If You Believe All The Negative Hype About Commercial Real Estate, I've Got A Few Thousand Vacant Office Buildings To Sell You

As the lone voice of optimistic reason on this naysaying website, it's my responsibility to intervene now and then to set the record straight for the benefit of all those benighted readers who don't consult reputable traditional media outlets like CNBC.

For months now, ZeroHedge (and unfortunately other bloggers and even some mainstream publications) have been warning of an impending commercial real estate meltdown that's supposedly going to crush banks, petrify credit markets, stall the economy's V-shaped rebound, and usher in an epoch of plague, locust, boils and the slaying of every real estate lender's first-born. Yet despite their continuous calls of "timber", the "commercial fake estate" tree refuses to fall. And just like an unheard tree falling in the woods makes no sound, if a borrower fails to repay but no one marks down the loan, there really hasn't been a default.


One of the wolf-crying anti-capitalists at the Wall Street Journal paints a grim picture: $1 trillion in mortgages backed by commercial property that's fast losing value, total losses on core CRE holdings reaching between 11.6% and 15.3%, or $115 billion and $150 billion, and the fact that more than 3,000 banks have more than 300% of their risk-based capital in commercial real-estate loans. And those are among the more optimistic of the pessimists' forecasts.

They also keep harping on certain macro-economic irrelevancies: businesses floundering, revenues flatlining, rents dropping and employees still being shown the door in droves (empty office space that most likely will be used by remaining employees to expand the size of their own offices). But none of those factors bodes badly for CRE. They're all what we experts call "lagging indicators," which means that they look backward instead of forward, and therefore can be safely ignored.

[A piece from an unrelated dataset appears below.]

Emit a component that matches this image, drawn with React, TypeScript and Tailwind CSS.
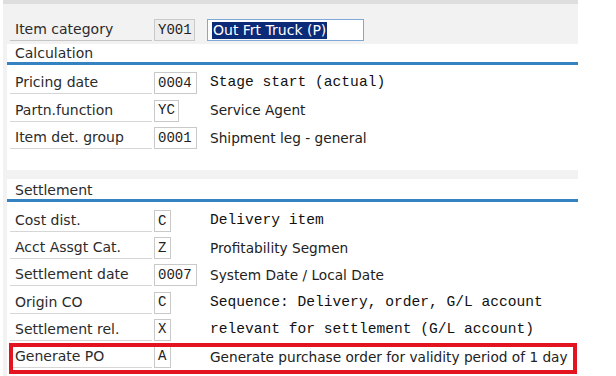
import React from 'react';

type Row = {
  label: string;
  code: string;
  codeWidth: string;
  text: string;
  mono?: boolean;
  marked?: boolean;
};

const calculation: Row[] = [
  { label: 'Pricing date', code: '0004', codeWidth: 'w-[43px]', text: 'Stage start (actual)', mono: true },
  { label: 'Partn.function', code: 'YC', codeWidth: 'w-[25px]', text: 'Service Agent' },
  { label: 'Item det. group', code: '0001', codeWidth: 'w-[43px]', text: 'Shipment leg - general' },
];

const settlement: Row[] = [
  { label: 'Cost dist.', code: 'C', codeWidth: 'w-[17px]', text: 'Delivery item', mono: true },
  { label: 'Acct Assgt Cat.', code: 'Z', codeWidth: 'w-[17px]', text: 'Profitability Segmen' },
  { label: 'Settlement date', code: '0007', codeWidth: 'w-[43px]', text: 'System Date / Local Date' },
  { label: 'Origin CO', code: 'C', codeWidth: 'w-[17px]', text: 'Sequence: Delivery, order, G/L account', mono: true },
  { label: 'Settlement rel.', code: 'X', codeWidth: 'w-[17px]', text: 'relevant for settlement (G/L account)', mono: true },
  { label: 'Generate PO', code: 'A', codeWidth: 'w-[17px]', text: 'Generate purchase order for validity period of 1 day', marked: true },
];

const sans = "font-['DejaVu_Sans',sans-serif]";
const mono = "font-['Liberation_Mono',monospace]";

const FieldRow: React.FC<{ row: Row }> = ({ row }) => (
  <div className="relative flex items-center h-[22px] ml-[3px] mr-[1px]">
    {/* red annotation frame */}
    {row.marked && (
      <span className="absolute -left-[1px] right-0 -top-[3px] -bottom-[6px] border-[4px] border-[#e3141f] pointer-events-none" />
    )}
    <div className={`w-[142px] h-full flex items-center pl-[5px] border-b border-[#d6d6d6] bg-white text-[14px] text-[#2b2b2b] ${sans}`}>
      {row.label}
    </div>
    <div className="w-[58px] h-full pl-[2px] flex">
      <div className={`${row.codeWidth} h-full border border-[#c9c9c9] bg-white flex items-center pl-[3px] text-[14px] text-[#222] ${mono}`}>
        {row.code}
      </div>
    </div>
    <div className={`whitespace-nowrap ${row.mono ? `${mono} text-[14.6px] text-[#111]` : `${sans} text-[13.7px] text-[#222]`}`}>
      {row.text}
    </div>
  </div>
);

const Group: React.FC<{ title: string; rows: Row[]; head: string; first: string; gap: string; pad: string }> = ({
  title,
  rows,
  head,
  first,
  gap,
  pad,
}) => (
  <div className={`ml-[4px] bg-white ${pad}`}>
    <div className={`${head} pl-[8px] flex items-end border-b-[3px] border-[#3582c2] text-[14px] leading-[17px] text-[#2b2b2b] ${sans}`}>
      {title}
    </div>
    <div className={`flex flex-col ${gap} ${first}`}>
      {rows.map((r) => (
        <FieldRow key={r.label} row={r} />
      ))}
    </div>
  </div>
);

export default function App() {
  return (
    <div className="w-[616px] h-[376px] bg-white overflow-hidden">
      <div className="ml-[3px] w-[575px] h-[376px] bg-[#f2f2f2] border-t-4 border-[#dedede]">
        {/* header line */}
        <div className="h-[40px] flex items-start pt-[15px] pl-[7px]">
          <div className={`w-[142px] h-[22px] flex items-center pl-[5px] border-b border-[#c4c4c4] text-[14px] text-[#2b2b2b] ${sans}`}>
            Item category
          </div>
          <div className={`ml-[2px] w-[41px] h-[22px] border border-[#c9c9c9] bg-[#ededed] flex items-center pl-[3px] text-[14px] text-[#222] ${mono}`}>
            Y001
          </div>
          <div className="ml-[12px] w-[157px] h-[22px] border border-[#7ea8d6] bg-white flex items-center pl-[4px]">
            <span className={`bg-[#0b2a78] text-white text-[14px] leading-[17px] px-[1px] ${sans}`}>Out Frt Truck (P)</span>
          </div>
        </div>

        <Group title="Calculation" rows={calculation} head="h-[21px]" first="mt-[7px]" gap="gap-[5.5px]" pad="pb-[21px]" />
        <div className="h-[9px]" />
        <Group title="Settlement" rows={settlement} head="h-[23px]" first="mt-[8px]" gap="gap-[5.2px]" pad="pb-[20px]" />
      </div>
    </div>
  );
}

But more importantly, the doomsdayers are making the classic mistake of confusing subjective value with objective value. (Bear with me here even if you don't have an advanced economics degree.) These economic relativists think that a product only has value to the extent someone is willing to pay for it, i.e., to the extent that, in the subjective opinion of some prospective buyer, it has value. But we all know that's not how the real world works. Goods and services have intrinsic value. That's why FASB had the courage to yield to the greater wisdom of Congress and the banking industry and relax mark-to-market accounting. No market exists for CRE loans and CMBS, just like none exists for commercial real estate generally. But that doesn't mean that CRE, and the loans and securities that are derived from it, don't have value. They retain their objective value despite the fact that everyone thinks they're so worthless that they're unwilling to buy them at virtually any price.

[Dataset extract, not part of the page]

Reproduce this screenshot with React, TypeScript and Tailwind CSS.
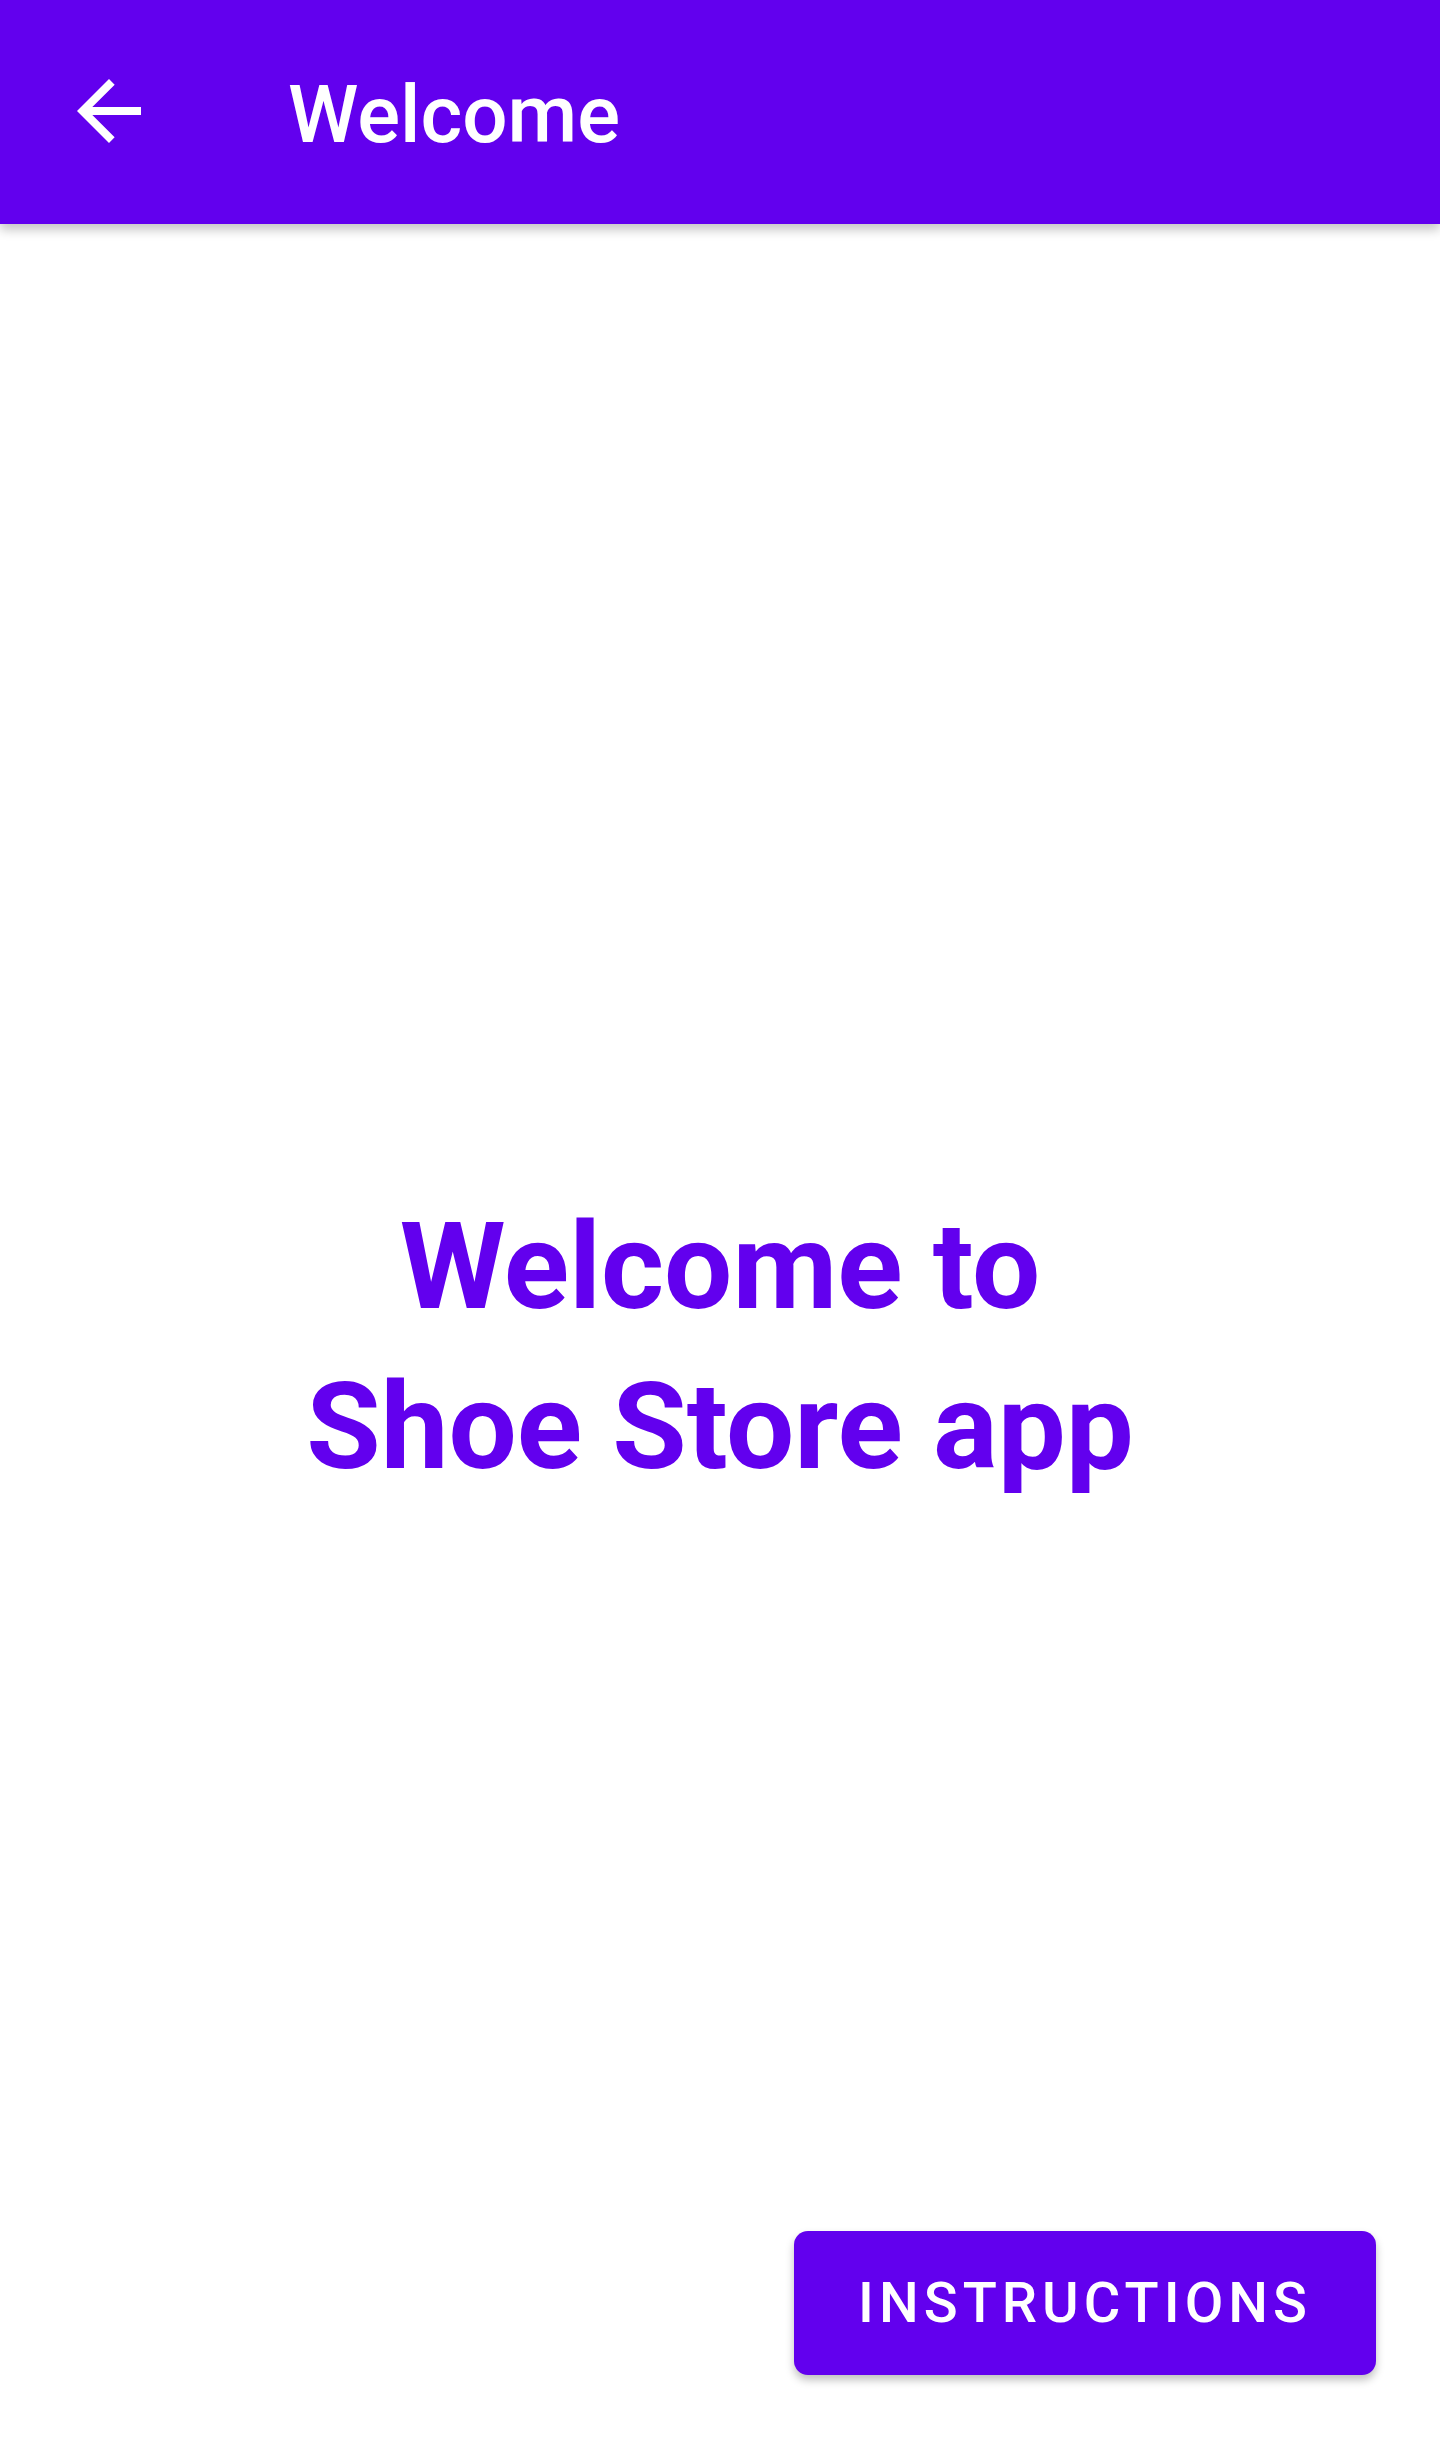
import React from "react";

export default function App() {
  return (
    <div className="flex h-[2464px] w-[1440px] flex-col bg-white" style={{ fontFamily: "Roboto, 'Noto Sans', sans-serif" }}>
      <header className="relative z-10 flex h-[224px] shrink-0 items-center bg-[#6200EE] shadow-[0_6px_10px_rgba(0,0,0,0.22)]">
        <div className="ml-[61px] mb-[3px] flex h-[96px] w-[96px] items-center justify-center">
          <svg width="96" height="96" viewBox="0 0 24 24" fill="#ffffff">
            <path d="M20 11H7.83l5.59-5.59L12 4l-8 8 8 8 1.41-1.41L7.83 13H20v-2z" />
          </svg>
        </div>
        <h1 className="ml-[131px] mt-[6px] text-[80px] font-medium leading-none text-white">Welcome</h1>
      </header>
      <main className="flex flex-1 flex-col">
        <div className="pt-[963px] text-center text-[121px] font-bold leading-[160px] text-[#6200EE]">
          Welcome to
          <br />
          Shoe Store app
        </div>
        <div className="mt-auto flex justify-end pb-[89px] pr-[64px]">
          <button className="flex h-[144px] w-[582px] items-center justify-center rounded-[14px] bg-[#6200EE] text-[56px] font-medium tracking-[0.09em] text-white shadow-[0_5px_8px_rgba(0,0,0,0.25)]">
            INSTRUCTIONS
          </button>
        </div>
      </main>
    </div>
  );
}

A simple example illustrates the principle. Suppose I produce a giant steaming turd. Now if I put that turd up for sale, I probably wouldn't get any offers. Why? Not because my bowel movement is unsaleable, but because no market for it exists. Sure, the relativists will claim that the absence of a market is an indication (if not irrefutable proof) that my feces is worthless, but they'd just be describing its subjective value. Their opinion wouldn't indicate anything about it's all-important objective value. And since I produced the product, I'm in the best position to know its objective value and account for it accordingly.

So, for lack of a more palatable metaphor, the CRE market is analogous to a pile of crap. Just because everyone thinks it stinks doesn't mean it actually does. Because no market for it exists, we'll never know what it's true value is at this moment, which means that CRE lenders should continue to value their legacies at whatever price they subjectively believe they're objectively worth. Later on, that fetid stool I produced might just be used to fertilize a garden, and what seems like worthless shit today might end up smelling like a bouquet of flowers tomorrow. And that's what REITs and banks with CRE loans are doing. They're looking ahead to the brighter future of CRE, where today's turds are tomorrow's tulips.

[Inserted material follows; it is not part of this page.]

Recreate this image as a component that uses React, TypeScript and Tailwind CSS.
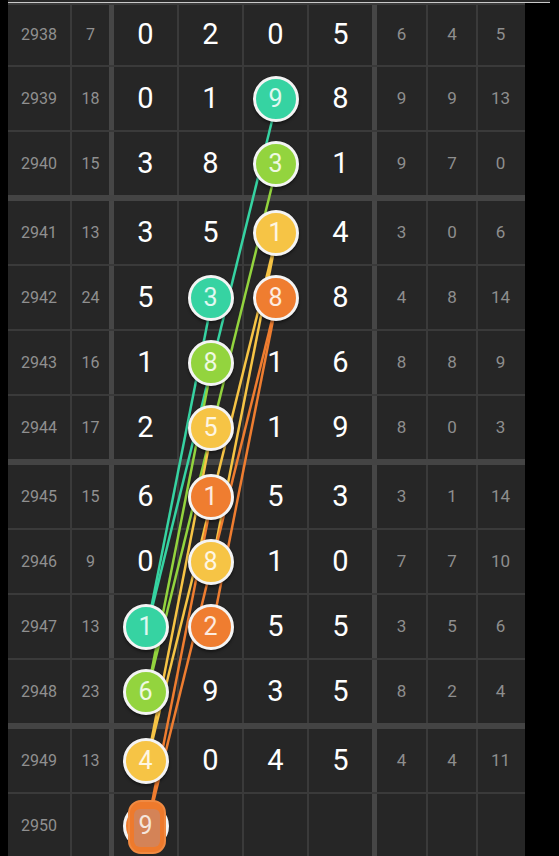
import React from 'react'

type Tone = 'teal' | 'lime' | 'yellow' | 'orange'
type Cell = { v: string; c?: Tone; odd?: boolean }
type Row = { no: string; sum: string; digits: Cell[]; tail: string[]; sep: 'thin' | 'thick' | 'none'; h: string }

const tone: Record<Tone, string> = {
  teal: 'bg-[#36d3a2]',
  lime: 'bg-[#93d43e]',
  yellow: 'bg-[#f6c445]',
  orange: 'bg-[#ef7d30]',
}

const stroke: Record<Tone, string> = {
  teal: '#36d3a2',
  lime: '#93d43e',
  yellow: '#f6c445',
  orange: '#ef7d30',
}

const d = (s: string): Cell[] =>
  s.split(' ').map(t => {
    const [v, k] = t.split(':')
    const map: Record<string, Tone> = { t: 'teal', l: 'lime', y: 'yellow', o: 'orange' }
    return { v, c: k ? map[k] : undefined }
  })

const rows: Row[] = [
  { no: '2938', sum: '7', digits: d('0 2 0 5'), tail: ['6', '4', '5'], sep: 'thin', h: 'h-[60px]' },
  { no: '2939', sum: '18', digits: d('0 1 9:t 8'), tail: ['9', '9', '13'], sep: 'thin', h: 'h-[63px]' },
  { no: '2940', sum: '15', digits: d('3 8 3:l 1'), tail: ['9', '7', '0'], sep: 'thick', h: 'h-[63px]' },
  { no: '2941', sum: '13', digits: d('3 5 1:y 4'), tail: ['3', '0', '6'], sep: 'thin', h: 'h-[63px]' },
  { no: '2942', sum: '24', digits: d('5 3:t 8:o 8'), tail: ['4', '8', '14'], sep: 'thin', h: 'h-[63px]' },
  { no: '2943', sum: '16', digits: d('1 8:l 1 6'), tail: ['8', '8', '9'], sep: 'thin', h: 'h-[63px]' },
  { no: '2944', sum: '17', digits: d('2 5:y 1 9'), tail: ['8', '0', '3'], sep: 'thick', h: 'h-[63px]' },
  { no: '2945', sum: '15', digits: d('6 1:o 5 3'), tail: ['3', '1', '14'], sep: 'thin', h: 'h-[63px]' },
  { no: '2946', sum: '9', digits: d('0 8:y 1 0'), tail: ['7', '7', '10'], sep: 'thin', h: 'h-[63px]' },
  { no: '2947', sum: '13', digits: d('1:t 2:o 5 5'), tail: ['3', '5', '6'], sep: 'thin', h: 'h-[63px]' },
  { no: '2948', sum: '23', digits: d('6:l 9 3 5'), tail: ['8', '2', '4'], sep: 'thick', h: 'h-[63px]' },
  { no: '2949', sum: '13', digits: d('4:y 0 4 5'), tail: ['4', '4', '11'], sep: 'thin', h: 'h-[63px]' },
  { no: '2950', sum: '', digits: [{ v: '9', c: 'orange', odd: true }, { v: '' }, { v: '' }, { v: '' }], tail: ['', '', ''], sep: 'none', h: 'h-[63px]' },
]

// column centres / row centres used by the trend lines
const cx = [147.5, 212.5, 277.5]
const cy: Record<string, number> = {
  '2939': 98.5, '2940': 163.5, '2941': 232.5, '2942': 297.5, '2943': 362.5, '2944': 427.5,
  '2945': 496.5, '2946': 561.5, '2947': 626.5, '2948': 691.5, '2949': 760.5, '2950': 825.5,
}

const lines: [Tone, number, string, number, string][] = [
  ['teal', 2, '2939', 0, '2947'],
  ['teal', 1, '2942', 0, '2947'],
  ['lime', 2, '2940', 0, '2948'],
  ['lime', 1, '2943', 0, '2948'],
  ['yellow', 2, '2941', 0, '2949'],
  ['yellow', 1, '2944', 0, '2949'],
  ['yellow', 2, '2941', 1, '2946'],
  ['orange', 2, '2942', 0, '2950'],
  ['orange', 1, '2945', 0, '2950'],
  ['orange', 2, '2942', 1, '2947'],
]

const font = { fontFamily: 'Roboto, "Noto Sans", sans-serif' }

export default function App() {
  return (
    <div className="relative w-[559px] h-[856px] overflow-hidden bg-black" style={font}>
      <div className="ml-2 w-[542px] h-[2px] bg-[#2a2a2a]" />
      <div className="ml-2 w-[542px] h-px bg-[#c9c9c9]" />
      <div className="ml-2 w-[517px] h-[2px] bg-[#3a3a3a]" />

      <div className="ml-2 w-[517px] bg-[#262626]">
        {rows.map(r => (
          <div key={r.no}
            className={`flex ${r.h} ${r.sep === 'thin' ? 'border-b-2 border-[#3a3a3a]' : r.sep === 'thick' ? 'border-b-[6px] border-[#444444]' : ''} box-content`}>
            <div className="w-[64px] border-r-2 border-[#3a3a3a] flex items-center justify-center text-[16px] text-[#909090]">
              {r.no}
            </div>
            <div className="w-[37px] border-r-[5px] border-[#464646] box-content flex items-center justify-center text-[16px] text-[#909090]">
              {r.sum}
            </div>
            {r.digits.map((c, i) => (
              <div key={i}
                className={`w-[63px] ${i < 3 ? 'border-r-2 border-[#3a3a3a]' : 'border-r-[5px] border-[#464646]'} box-content flex items-center justify-center`}>
                {c.c ? <Ball v={c.v} c={c.c} odd={c.odd} /> : <span className="text-[29px] text-white">{c.v}</span>}
              </div>
            ))}
            {r.tail.map((t, i) => (
              <div key={i}
                className={`${i === 0 ? 'w-[49px]' : i === 1 ? 'w-[48px]' : 'w-[45px]'} ${i < 2 ? 'border-r-2 border-[#3a3a3a]' : ''} box-content flex items-center justify-center text-[17px] text-[#8e8e8e]`}>
                {t}
              </div>
            ))}
          </div>
        ))}
      </div>

      <svg className="absolute inset-0 pointer-events-none" width="559" height="856">
        {lines.map(([t, c1, r1, c2, r2], i) => (
          <line key={i} x1={cx[c1]} y1={cy[r1]} x2={cx[c2]} y2={cy[r2]} stroke={stroke[t]} strokeWidth="2.5" />
        ))}
      </svg>
    </div>
  )
}

function Ball({ v, c, odd }: { v: string; c: Tone; odd?: boolean }) {
  if (odd) {
    return (
      <div className="relative z-10 w-[46px] h-[46px] rounded-full border-[3px] border-[#f4f4f4] bg-[#ef7d30] flex items-center justify-center">
        <div className="absolute -top-[6px] left-[2px] w-[38px] h-[54px] rounded-[13px] bg-[#ee7a2c] border-2 border-[#f08a42]" />
        <div className="absolute top-[3px] left-[8px] w-[26px] h-[38px] rounded-[6px] bg-[#c9876a]/70" />
        <span className="relative text-[25px] leading-none text-[#f4e6dc]">{v}</span>
      </div>
    )
  }
  return (
    <div className={`relative z-10 w-[46px] h-[46px] rounded-full border-[3px] border-[#f4f4f4] ${tone[c]} shadow-[0_2px_3px_rgba(0,0,0,0.45)] flex items-center justify-center`}>
      <span className="text-[25px] leading-none text-white/85">{v}</span>
    </div>
  )
}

"High-falutin' economic principles and academic theories are all well and good," the doubting Thomases like Tyler Durden and Contrary Investor will say, "but where's the proof?"

Right here, my scaremongering colleagues.  Exhibit A: The infallible discerner of jewel from junk, quality from crap, and objective from subjective value -- the equity market. Not only have the stock prices of REITs like Kimco skyrocketed since their March lows, they've been getting more equity financing than even Larry Kudlow ever dreamed possible -- a vote of confidence that proves that the credit markets that refuse to re-finance these REITs simply have no testicular fortitude. Why on earth would the stock market pour so much cash into CRE-related stocks if the CRE market were about to collapse like a mall of cards? Remember, there is wisdom in mobs crowds.

Exhibit BThe best judges of CRE value -- the major banks (along with the interdependent CRE analysts they employ) that have hundreds of billions in loans to CRE players -- have upgraded their outlooks on REITs and enthusiastically underwritten billions in equity offerings to them. The fact that the upgrades come within days (sometimes hours) of the announcement of a new offering and that the proceeds are explicitly earmarked to repay the REITs' loans to the underwriting banks doesn't suggest they're motivated by a glaring conflict of interest. It just means that the analysts' new recommendations are more current, and thus more reliable than their previous negative recommendations.

And who can blame them for seeing the light and becoming more bullish? The CRE market has nowhere to go from here but up.